On a late night in Portland, Harry Stevenson (Freeman) is having a sleepless night. His wife Esther (Jane Alexander) stirs, but he tells her not to worry. He goes for a stroll and remembers back to a year and a half ago. He is now at a women's softball game on the campus where he teaches and meets Bradley (Greg Kinnear), who runs a local coffee shop and whose wife Kathryn (Selma Blair) is playing the game. They all go out for drinks, and Kathryn is approached by Jenny (Stana Katic), who played for the other team and comes on strong to her. Harry notices; Bradley is oblivious. Later, Bradley takes his wife to the local pound to try and help her get over her fear of dogs, and he tells Harry he's decided to buy her one. Meanwhile, Harry notices another love connection between coffee clerk Oscar (Toby Hemmingway) and job applicant Chloe (Alexa Davalos), and Kathryn and Jenny begin an affair. Things start well for both couples, although the latter has its obvious toll on Bradley. The young, star-crossed coffee shop lovers have a complication in the form of Oscar's drunken father (Fred Ward), and Bradley is about to get into more woman trouble with realtor Diana (Radha Mitchell).

It doesn't end there, though, and Burnett's script is full of more forced complications to add even more frustration to the already frustrating concept. Diana continues an affair with rich jerk David (Billy Burke) even while getting into a deeper relationship with Bradley. Even though Harry, a professor at the local university, apparently has a doctorate in love, he doesn't bother to tell his friend about the concept of a rebound. Chloe and Oscar are asked to participate in a sex tape business. Chloe convinces herself that as long as she doesn't do it for the money, it won't be wrong, although the only reason she contemplates doing it is that she and Oscar can get an apartment of their own. So basically, she's doing it for the money. Chloe sees a fortune-teller (Margo Martindale), who has tragic future news for the happy couple and states the obvious that Oscar's future prospects are not good. A former junkie who lives with his drunken father, says he can be mean too, and works at a coffee shop—don't really need a fortune-teller to see that.
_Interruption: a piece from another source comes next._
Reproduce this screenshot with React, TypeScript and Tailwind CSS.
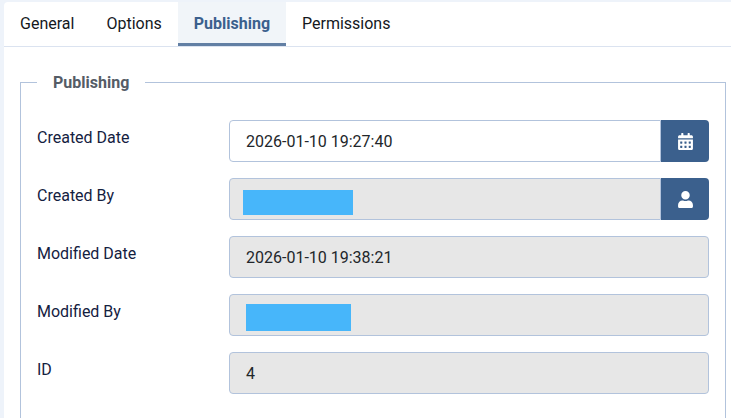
import React from "react";

function CalendarIcon() {
  return (
    <svg width="15" height="17" viewBox="0 0 448 512" fill="currentColor">
      <path d="M0 464c0 26.5 21.5 48 48 48h352c26.5 0 48-21.5 48-48V192H0v272zm320-196c0-6.6 5.4-12 12-12h40c6.6 0 12 5.4 12 12v40c0 6.6-5.4 12-12 12h-40c-6.6 0-12-5.4-12-12v-40zm0 128c0-6.6 5.4-12 12-12h40c6.6 0 12 5.4 12 12v40c0 6.6-5.4 12-12 12h-40c-6.6 0-12-5.4-12-12v-40zM192 268c0-6.6 5.4-12 12-12h40c6.6 0 12 5.4 12 12v40c0 6.6-5.4 12-12 12h-40c-6.6 0-12-5.4-12-12v-40zm0 128c0-6.6 5.4-12 12-12h40c6.6 0 12 5.4 12 12v40c0 6.6-5.4 12-12 12h-40c-6.6 0-12-5.4-12-12v-40zM64 268c0-6.6 5.4-12 12-12h40c6.6 0 12 5.4 12 12v40c0 6.6-5.4 12-12 12H76c-6.6 0-12-5.4-12-12v-40zm0 128c0-6.6 5.4-12 12-12h40c6.6 0 12 5.4 12 12v40c0 6.6-5.4 12-12 12H76c-6.6 0-12-5.4-12-12v-40zM400 64h-48V16c0-8.8-7.2-16-16-16h-32c-8.8 0-16 7.2-16 16v48H160V16c0-8.8-7.2-16-16-16h-32c-8.8 0-16 7.2-16 16v48H48C21.5 64 0 85.5 0 112v48h448v-48c0-26.5-21.5-48-48-48z" />
    </svg>
  );
}

function UserIcon() {
  return (
    <svg width="15" height="17" viewBox="0 0 448 512" fill="currentColor">
      <path d="M224 256c70.700 0 128-57.300 128-128S294.700 0 224 0 96 57.300 96 128s57.300 128 128 128zm89.600 32h-16.700c-22.200 10.200-46.900 16-72.900 16s-50.600-5.800-72.900-16h-16.700C60.200 288 0 348.200 0 422.400V464c0 26.500 21.500 48 48 48h352c26.500 0 48-21.500 48-48v-41.600c0-74.200-60.200-134.400-134.400-134.400z" />
    </svg>
  );
}

function Row({ label, children }: { label: string; children: React.ReactNode }) {
  return (
    <div className="flex mb-4">
      <div className="w-[192px] shrink-0 text-[16px] leading-[24px] pt-[6px] text-[#14213f]">{label}</div>
      <div className="w-[480px] flex">{children}</div>
    </div>
  );
}

function Box({ children, white, joined }: { children?: React.ReactNode; white?: boolean; joined?: boolean }) {
  return (
    <div
      className={`flex-1 h-[42px] border border-[#b2c3dc] flex items-center text-[16px] text-[#22262a] ${
        white ? "bg-white" : "bg-[#e7e7e7]"
      } ${joined ? "rounded-l-[4px]" : "rounded-[4px]"}`}
    >
      {children}
    </div>
  );
}

function Addon({ children }: { children: React.ReactNode }) {
  return (
    <div className="w-[48px] h-[42px] bg-[#3b608d] text-white rounded-r-[4px] flex items-center justify-center shrink-0">
      {children}
    </div>
  );
}

export default function App() {
  return (
    <div className="h-[418px] w-[731px] overflow-hidden bg-[#eef3fa] pl-[4px] pt-[2px] font-['Roboto',sans-serif]">
      <div className="bg-white rounded-tl-[4px] h-[416px]">
        <div className="flex h-[45px] border-b border-[#dbe3f0] text-[16px] text-[#14181d]">
          <div className="px-[16px] leading-[44px]">General</div>
          <div className="px-[16px] leading-[44px]">Options</div>
          <div className="px-[16px] leading-[44px] font-bold text-[#3b608d] bg-[#f1f5f9] border-b-[3px] border-[#627fa4] h-[44px]">Publishing</div>
          <div className="px-[16px] leading-[44px]">Permissions</div>
        </div>
        <div className="pl-[16px] pt-[22px]">
          <fieldset className="w-[706px] border border-[#b2c3dc] pl-[16px] pt-[25px] h-[400px]">
            <legend className="ml-0 px-[16px] pt-[2px] text-[16px] leading-[24px] font-bold text-[#555c66]">Publishing</legend>
            <Row label="Created Date">
              <Box white joined><span className="pl-[16px] pt-[2px]">2026-01-10 19:27:40</span></Box>
              <Addon><CalendarIcon /></Addon>
            </Row>
            <Row label="Created By">
              <Box joined><div className="ml-[13px] mt-[6px] w-[110px] h-[25px] bg-[#47b6fa]" /></Box>
              <Addon><UserIcon /></Addon>
            </Row>
            <Row label="Modified Date">
              <Box><span className="pl-[16px] pt-[2px]">2026-01-10 19:38:21</span></Box>
            </Row>
            <Row label="Modified By">
              <Box><div className="ml-[16px] mt-[5px] w-[105px] h-[27px] bg-[#47b6fa]" /></Box>
            </Row>
            <Row label="ID">
              <Box><span className="pl-[16px] pt-[2px]">4</span></Box>
            </Row>
          </fieldset>
        </div>
      </div>
    </div>
  );
}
Also, there are cryptic hints to Harry's son, who's dead and prompts Harry to advise Chloe to have two children, in case one of them dies, I guess. Harry does have some sound advice on occasion. He finally tells Bradley to stay alert to signs, like, for example, when Diana tells Bradley on their wedding night that she believes love is just a trick pulled by nature to encourage repopulation. How romantic. Just about as romantic a sentiment is when Bradley purposely slices off the tip of pinky finger (He's no Van Gogh).. It's all supposed to be about the happiness, sadness, and craziness love causes, but it just comes across as someone repeatedly hitting us over the head with the most extreme examples of those feelings. Benton and cinematographer Kramer Morgenthau film in a grainy stock, but the artificial character and narrative elements belie the attempt at realism. Fortunately, the actors treat the material with genuine sincerity, especially Freeman, who can say these incredibly sappy lines and make them sound somewhat wise, and Greg Kinnear, who's likeable even though his character is slow on the uptake about everything regarding the opposite sex.

Replace these actors with others, and Feast of Love would be perfect for television. Instead, the script is given better treatment than it deserves, by a director who thinks he can find deeper levels in something inherently shallow and actors who feel similarly. They all deserve better than this.